Sermon Matthew 15:21-28 “The Scavenger Hunt” September 7, 2014
On my walks around town, I’ve noticed the thoughtless results of those who litter. I’ve seen some rather strange items cluttering up God’s beautiful creation plan. On one occasion I saw a rather large soda bottle filled with a yellow liquid. I don’t even want to guess as to what’s in that bottle. All I know was the bottle was lying on the edge of a well-tended lawn in front of a beautiful old home. On another walk I saw a series of small scraps of paper: gum wrappers, scribbled notes and an occasional bruised copy of someone’s business card. Then there was the day I saw one, lone athletic shoe and wondered, if that shoe could talk, what story it might give as to how it arrived in that spot and, without its mate.
One day, I was walking up Fairview and passed what looked like a check from a bank account lying on the pavement. I had to go back and look more closely and sure enough, it was a signed check made out in the amount of $600.00 to an unknown person from a contractor whose business name was engraved at top of the check. I tucked that piece of trash (?) in my pocket figuring I might be able to return it to its owner. Further up the same street I saw a pick- up truck with the contractor’s name emblazoned on the door. Now I had my chance to do a good deed. I hesitated a minute…not sure what kind of reception I’d get from the owner of said truck and check but then, working up my courage, I stepped into the yard. I knocked on the door and I waited. I was rewarded by a quick response from a none- too- pleased-to see me looking man who eyed me with suspicion. To his questioning “Yes?” I explained what I had found on my walk and where and then I handed the check to him. With a quick “thank you” he shut the door in my face leaving me feeling less than rewarded for my effort. And, of course, I wondered how one of his checks had found its way to the pavement at the far end of his street.
Our lives are filled with the scraps of paper and other useless paraphernalia, which clutter up our small personal worlds and which, occasionally intrude on the collective world around us. Frankly, some folks take great pleasure and may make a bit of money too just for scavenging the streets, beaches, and other people-cluttered spaces selling what they find. Someone’s trash may, indeed, be another’s treasure or so they say.
Which, in around about way, brings us to today’s scripture. To say the least, this is an odd side of Jesus.
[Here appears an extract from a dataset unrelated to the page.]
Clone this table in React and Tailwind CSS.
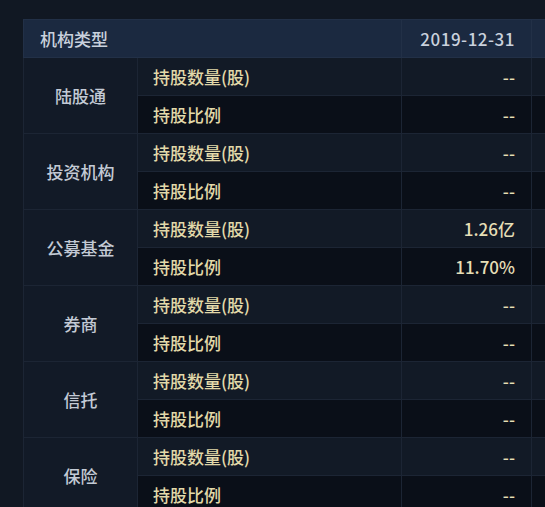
import React from "react";

const groups = [
  { name: "陆股通", qty: "--", ratio: "--" },
  { name: "投资机构", qty: "--", ratio: "--" },
  { name: "公募基金", qty: "1.26亿", ratio: "11.70%" },
  { name: "券商", qty: "--", ratio: "--" },
  { name: "信托", qty: "--", ratio: "--" },
  { name: "保险", qty: "--", ratio: "--" },
];

export default function App() {
  return (
    <div
      className="w-[545px] h-[507px] overflow-hidden bg-[#111823] pt-[19px] pl-[23px]"
      style={{ fontFamily: '"Noto Sans CJK SC", "Noto Sans", sans-serif' }}
    >
      <table className="border-collapse table-fixed w-[620px] text-[17px] font-medium leading-none">
        <colgroup>
          <col className="w-[114px]" />
          <col className="w-[264px]" />
          <col className="w-[130px]" />
          <col className="w-[112px]" />
        </colgroup>
        <thead>
          <tr className="h-[38px] bg-[#1b2940] text-[#c9d1dd]">
            <th className="border border-[#223047] text-left font-medium pl-[16px]" colSpan={2}>
              机构类型
            </th>
            <th className="border border-[#223047] text-right font-medium pr-[16px] tracking-[0.5px]">
              2019-12-31
            </th>
            <th className="border border-[#223047]"></th>
          </tr>
        </thead>
        <tbody>
          {groups.map((g) => (
            <React.Fragment key={g.name}>
              <tr className="h-[38px] bg-[#121a26]">
                <td
                  rowSpan={2}
                  className="border border-[#1c2534] bg-[#121a27] text-center text-[#c3cad5]"
                >
                  {g.name}
                </td>
                <td className="border border-[#1c2534] pl-[15px] text-[#e2d9a9]">
                  持股数量(股)
                </td>
                <td className="border border-[#1c2534] text-right pr-[16px] text-[#e6dfb6]">
                  {g.qty}
                </td>
                <td className="border border-[#1c2534]"></td>
              </tr>
              <tr className="h-[38px] bg-[#0a0f18]">
                <td className="border border-[#1c2534] pl-[15px] text-[#e2d9a9]">
                  持股比例
                </td>
                <td className="border border-[#1c2534] text-right pr-[16px] text-[#e6dfb6]">
                  {g.ratio}
                </td>
                <td className="border border-[#1c2534]"></td>
              </tr>
            </React.Fragment>
          ))}
        </tbody>
      </table>
    </div>
  );
}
Our picture of Jesus is always one of generosity. We see or want to see the Jesus who heals, whose compassion is legendary; the one who breaks down barriers of suspicion and prejudice, not someone who erects them. So, who is this Jesus? This one seems harsh and unfeeling as he turns the Canaanite woman away or at least, tries to turn her away. To put it not too subtly, he treats her like trash giving in to the age old discrimination between his people and hers.
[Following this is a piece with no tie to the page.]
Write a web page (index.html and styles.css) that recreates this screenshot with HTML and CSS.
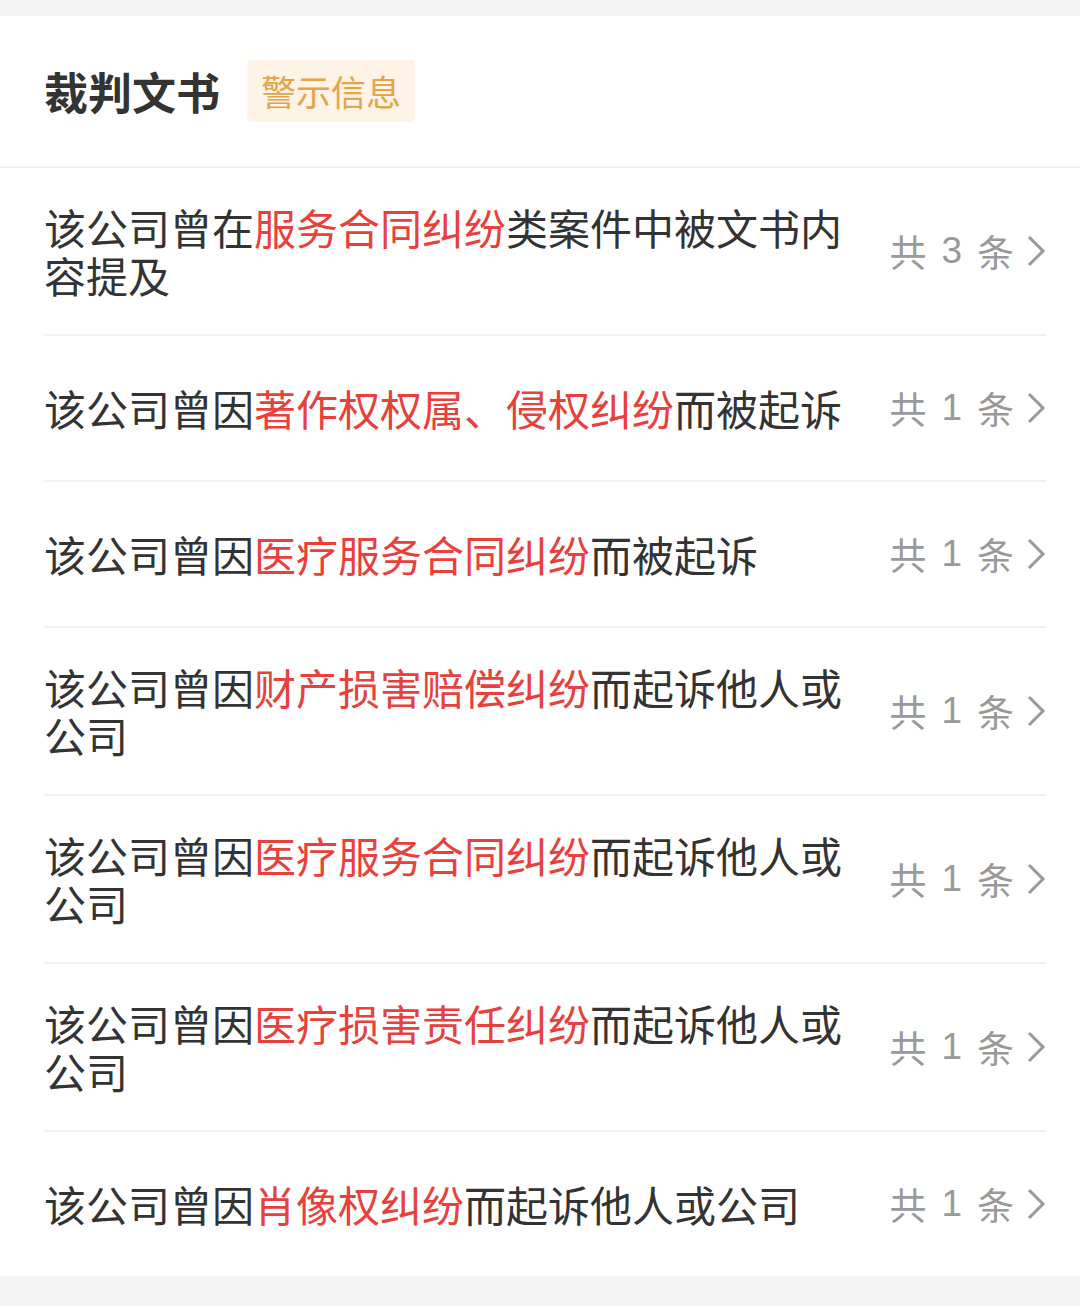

But, her persistence is admirable. She reminds Jesus that she and her daughter are not scraps of paper thrown hastily away and without much thought. They, too, are beloved children of God. And so, Jesus, caught up in admiration of her faith, offers a word of grace; “Woman, great is your faith!”, and her daughter is healed, as Matthew’s states, “instantly”.
There could be two possibilities as to why Jesus changes his mind. The first may not seem obvious but it could be another unique way to carry a message to his watching disciples and others – a teaching moment. In this scenario, he doesn’t change his mind because he never felt negatively toward the Canaanite woman. He lets her translate God’s truth and honors her by recognizing her faith. She gets it right. She and her daughter are legitimately God’s children too.
The other possibility is Jesus, in a moment of human frailty, does fall prey to those age old prejudices and is corrected by divine intervention in the form of a woman’s need for her daughter’s healing and an appeal to him for help. She reminds him of his true mission and call. Either fits and both can speak to us of an ultimate truth…the rightness or wrongness of our actions is determined by a power greater than ourselves. God loves; we are called to love in like manner.
Perhaps this encounter with someone outside the chosen nation expands Jesus inclusion of all of God’s children in the mission for which he was sent. Our hint that this may be so comes at the end of Matthew’s gospel. “Go therefore and make disciples of all nations, baptizing them in the name of the Father and the Son and of the Holy Spirit.” This, too, is our mission, our call and God’s claim on our lives as followers of Jesus Christ…to follow Jesus in all we do and say. There is no value in looking down on someone with scorn and assigning them the insult… “You are trash, less than me, not worth the effort.”
Our stories, our faith journey begins with someone recognizes our worth as a child of God. As we pass along the streets, highways, sidewalks and paths that make up our lives, we travel with others who have needs and hopes, joys and sorrows much like ours. Faith is really about connecting and here, in this story, is a strong example of what can happen when we respond to another as Jesus did with the frightened mother of an ill child…there was healing, hope and hearts were touched and changed. Amen.